Curse of Chucky (Netflix Mini Review)

So, with my reduced writing time this Halloween season, there have been several horror movies I’ve watched on a whim, started reviewing in my head, and then realized I’d never have time to sit down and write a proper review. That makes me sad, and instead of letting these thoughts go to waste, I figure I’ll take the time to at least whip out a few short, stream-of-consciousness style reviews of horror films you can watch on Netflix Instant this October.

Curse-of-Chucky

I’m a big fan of the original Child’s Play. It’s a classic evil doll movie (a subgenre that doesn’t get enough play, if you ask me) that introduced us to a new horror icon in Chucky. While scrolling through Netflix I came across 2013’s Curse of Chucky and realized for the first time that I had seen every other entry in the series but this one. I remember in the years leading up to Curse of Chucky’s release that rumors abound about a Child’s Play remake/reboot. For a while it looked they were keen on remaking the original film, without Brad Dourif as Chucky no less. Then, seemingly out of nowhere, Curse of Chucky is released direct to video, with Brad Dourif in the role once more. I watched this mainly out of curiosity, to see just what the hell was going on with this franchise. 

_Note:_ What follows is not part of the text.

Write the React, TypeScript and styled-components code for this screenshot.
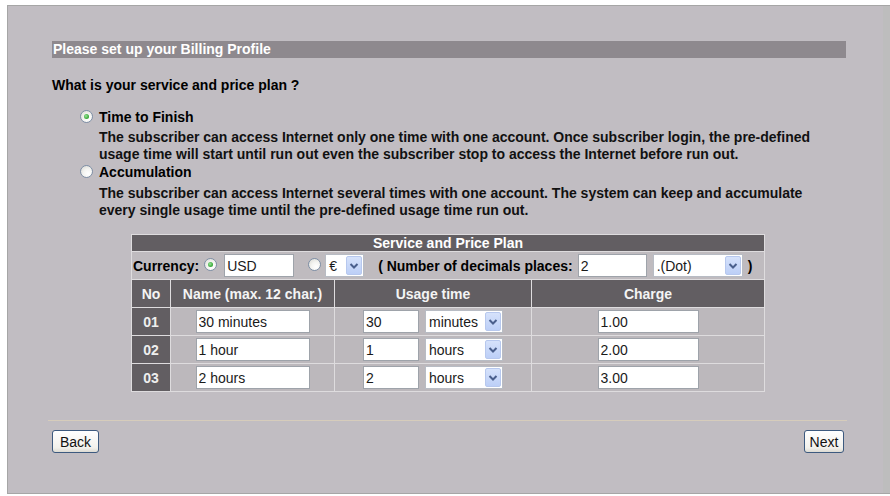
import React from "react";
import styled, { createGlobalStyle } from "styled-components";

const GlobalStyle = createGlobalStyle`
  html, body { margin: 0; padding: 0; background: #ffffff; }
  body {
    font-family: "Liberation Sans", Arial, sans-serif;
    font-size: 14px;
    color: #000;
  }
`;

const Frame = styled.div`
  margin: 5px 0 0 7px;
  height: 489px;
  box-sizing: border-box;
  border-top: 1px solid #a6a6a6;
  border-left: 1px solid #a6a6a6;
  border-bottom: 1px solid #a6a6a6;
  background: #bdbdbd;
  display: flex;
`;

const Panel = styled.div`
  width: 875px;
  background: #c1bdc2;
  box-sizing: border-box;
  padding: 35px 0 0 44px;
  display: flex;
  flex-direction: column;
`;

const HeaderBar = styled.div`
  width: 794px;
  height: 17px;
  line-height: 17px;
  background: #8e898e;
  color: #ffffff;
  font-weight: bold;
  padding-left: 1px;
  box-sizing: border-box;
`;

const Question = styled.div`
  margin-top: 19px;
  line-height: 17px;
  font-weight: bold;
`;

const Options = styled.div`
  margin-left: 28px;
  margin-top: 14px;
  display: flex;
  flex-direction: column;
`;

const OptionLine = styled.div`
  display: flex;
  align-items: center;
  height: 17px;
  font-weight: bold;
  gap: 6px;
`;

const Desc = styled.div<{ $mt: number }>`
  margin-left: 19px;
  margin-top: ${(p) => p.$mt}px;
  line-height: 17px;
  font-weight: bold;
  color: #111;
`;

const RadioDot = styled.span<{ $checked?: boolean }>`
  position: relative;
  display: inline-block;
  flex: none;
  width: 13px;
  height: 13px;
  box-sizing: border-box;
  border-radius: 50%;
  border: 1px solid #7e8fa6;
  background: radial-gradient(circle at 65% 70%, #ffffff 0%, #f4f4f1 45%, #d6d6d0 100%);
  &::after {
    content: "";
    display: ${(p) => (p.$checked ? "block" : "none")};
    position: absolute;
    left: 3px;
    top: 3px;
    width: 5px;
    height: 5px;
    border-radius: 50%;
    background: radial-gradient(circle at 40% 40%, #9be39b 0%, #3fae3f 60%, #238a23 100%);
  }
`;

const Grid = styled.div`
  margin-top: 15px;
  margin-left: 79px;
  width: 634px;
  box-sizing: border-box;
  display: grid;
  grid-template-columns: 38px 163px 196px 232px;
  grid-template-rows: 16px 27px 27px 27px 27px 27px;
  gap: 1px;
  padding: 1px;
  background: #dedcde;
`;

const TitleCell = styled.div`
  grid-column: 1 / -1;
  background: #625e62;
  color: #ffffff;
  font-weight: bold;
  text-align: center;
  line-height: 16px;
`;

const CurrencyRow = styled.div`
  grid-column: 1 / -1;
  background: #bfbbbf;
  display: flex;
  align-items: center;
  padding-left: 1px;
  font-weight: bold;
`;

const HeadCell = styled.div`
  background: #625e62;
  color: #f4f4f4;
  font-weight: bold;
  display: flex;
  align-items: center;
  justify-content: center;
`;

const NoCell = styled(HeadCell)`
  color: #eeeeee;
`;

const DataCell = styled.div`
  background: #bcb8bc;
  display: flex;
  align-items: center;
  justify-content: center;
  gap: 6px;
`;

const Field = styled.input<{ $w: number; $ml?: number }>`
  width: ${(p) => p.$w}px;
  height: 23px;
  margin-left: ${(p) => p.$ml ?? 0}px;
  box-sizing: border-box;
  border: 1px solid #9ea3aa;
  background: #ffffff;
  padding: 0 0 0 2px;
  font-family: "Liberation Sans", Arial, sans-serif;
  font-size: 14px;
  font-weight: normal;
  color: #1a1a1a;
  outline: none;
`;

const SelectBox = styled.div<{ $w: number; $ml?: number }>`
  width: ${(p) => p.$w}px;
  height: 23px;
  margin-left: ${(p) => p.$ml ?? 0}px;
  box-sizing: border-box;
  border: 1px solid #b8bcc4;
  background: #ffffff;
  display: flex;
  align-items: center;
  padding: 1px;
  font-weight: normal;
  color: #1a1a1a;
`;

const SelectValue = styled.span`
  flex: 1;
  padding-left: 2px;
  white-space: nowrap;
  overflow: hidden;
`;

const DropBtn = styled.span`
  flex: none;
  width: 16px;
  height: 19px;
  box-sizing: border-box;
  border: 1px solid #b7c8ee;
  border-radius: 2px;
  background: linear-gradient(#d6e2fb, #bccff7);
  display: flex;
  align-items: center;
  justify-content: center;
`;

const Inline = styled.span<{ $ml: number }>`
  margin-left: ${(p) => p.$ml}px;
  white-space: nowrap;
`;

const Separator = styled.div`
  margin-top: 28px;
  margin-left: -4px;
  width: 799px;
  height: 1px;
  background: #d6ccbb;
`;

const ButtonRow = styled.div`
  margin-top: 9px;
  width: 792px;
  display: flex;
  justify-content: space-between;
`;

const XpButton = styled.button<{ $w: number }>`
  width: ${(p) => p.$w}px;
  height: 23px;
  padding: 0;
  box-sizing: border-box;
  border: 1px solid #3d5a7f;
  border-radius: 3px;
  background: linear-gradient(#ffffff, #f2f1ec 80%, #dcdad2);
  font-family: "Liberation Sans", Arial, sans-serif;
  font-size: 14px;
  color: #111;
`;

const Chevron = () => (
  <svg width="10" height="8" viewBox="0 0 10 8">
    <path d="M1.5 2 L5 5.5 L8.5 2" fill="none" stroke="#4a5f8c" strokeWidth="2" />
  </svg>
);

const Select = ({ value, w, ml }: { value: string; w: number; ml?: number }) => (
  <SelectBox $w={w} $ml={ml}>
    <SelectValue>{value}</SelectValue>
    <DropBtn>
      <Chevron />
    </DropBtn>
  </SelectBox>
);

const rows = [
  { no: "01", name: "30 minutes", amount: "30", unit: "minutes", charge: "1.00" },
  { no: "02", name: "1 hour", amount: "1", unit: "hours", charge: "2.00" },
  { no: "03", name: "2 hours", amount: "2", unit: "hours", charge: "3.00" },
];

export default function App() {
  return (
    <>
      <GlobalStyle />
      <Frame>
        <Panel>
          <HeaderBar>Please set up your Billing Profile</HeaderBar>
          <Question>What is your service and price plan ?</Question>
          <Options>
            <OptionLine>
              <RadioDot $checked />
              <span>Time to Finish</span>
            </OptionLine>
            <Desc $mt={4}>
              The subscriber can access Internet only one time with one account. Once subscriber login, the pre-defined
              <br />
              usage time will start until run out even the subscriber stop to access the Internet before run out.
            </Desc>
            <OptionLine>
              <RadioDot />
              <span>Accumulation</span>
            </OptionLine>
            <Desc $mt={5}>
              The subscriber can access Internet several times with one account. The system can keep and accumulate
              <br />
              every single usage time until the pre-defined usage time run out.
            </Desc>
          </Options>

          <Grid>
            <TitleCell>Service and Price Plan</TitleCell>
            <CurrencyRow>
              <span>Currency:</span>
              <Inline $ml={5}>
                <RadioDot $checked />
              </Inline>
              <Field $w={70} $ml={7} defaultValue="USD" />
              <Inline $ml={14}>
                <RadioDot />
              </Inline>
              <Select value="€" w={39} ml={4} />
              <Inline $ml={14}>( Number of decimals places:</Inline>
              <Field $w={69} $ml={5} defaultValue="2" />
              <Select value=".(Dot)" w={90} ml={6} />
              <Inline $ml={5}>)</Inline>
            </CurrencyRow>
            <HeadCell>No</HeadCell>
            <HeadCell>Name (max. 12 char.)</HeadCell>
            <HeadCell>Usage time</HeadCell>
            <HeadCell>Charge</HeadCell>
            {rows.map((r) => (
              <React.Fragment key={r.no}>
                <NoCell>{r.no}</NoCell>
                <DataCell>
                  <Field $w={114} defaultValue={r.name} />
                </DataCell>
                <DataCell>
                  <Field $w={56} defaultValue={r.amount} />
                  <Select value={r.unit} w={78} />
                </DataCell>
                <DataCell>
                  <Field $w={101} defaultValue={r.charge} />
                </DataCell>
              </React.Fragment>
            ))}
          </Grid>

          <Separator />
          <ButtonRow>
            <XpButton $w={47}>Back</XpButton>
            <XpButton $w={40}>Next</XpButton>
          </ButtonRow>
        </Panel>
      </Frame>
    </>
  );
}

For the first two acts, Curse of Chucky feels very much like a reboot. The Chucky doll simply arrives at the home of a new family, no longer sporting the now iconic facial scars and stitching, and no continuity is established with the previous films. More importantly, the tone has shifted back to straight up slasher horror with dark comedy elements as opposed to the full on comedy of the previous two entries. In this sense, Curse of Chucky really works. The opening scene is a spectacular example of classical slasher horror. Just as in the original Child’s Play, Chucky’s reveal as a living presence is drawn out until about the halfway point, letting suspense do the work. It’s all in good, gory fun.

But then, suddenly, in the third act they decide to connect everything to ALL the previous films in a display of plot vomit that totally robs the film of its momentum. The change is so jarring that I actually have a theory that this film got a good ways into production as a full reboot, but was changed into a sequel at some point during filming. It would explain both Brad Dourif’s almost total absence from the first act and the noticeable tonal shift in the third.

Still, if you like Chucky, or killer doll movies in general, you could do a lot worse. Curse of Chucky is quite a bit better than you’d expect.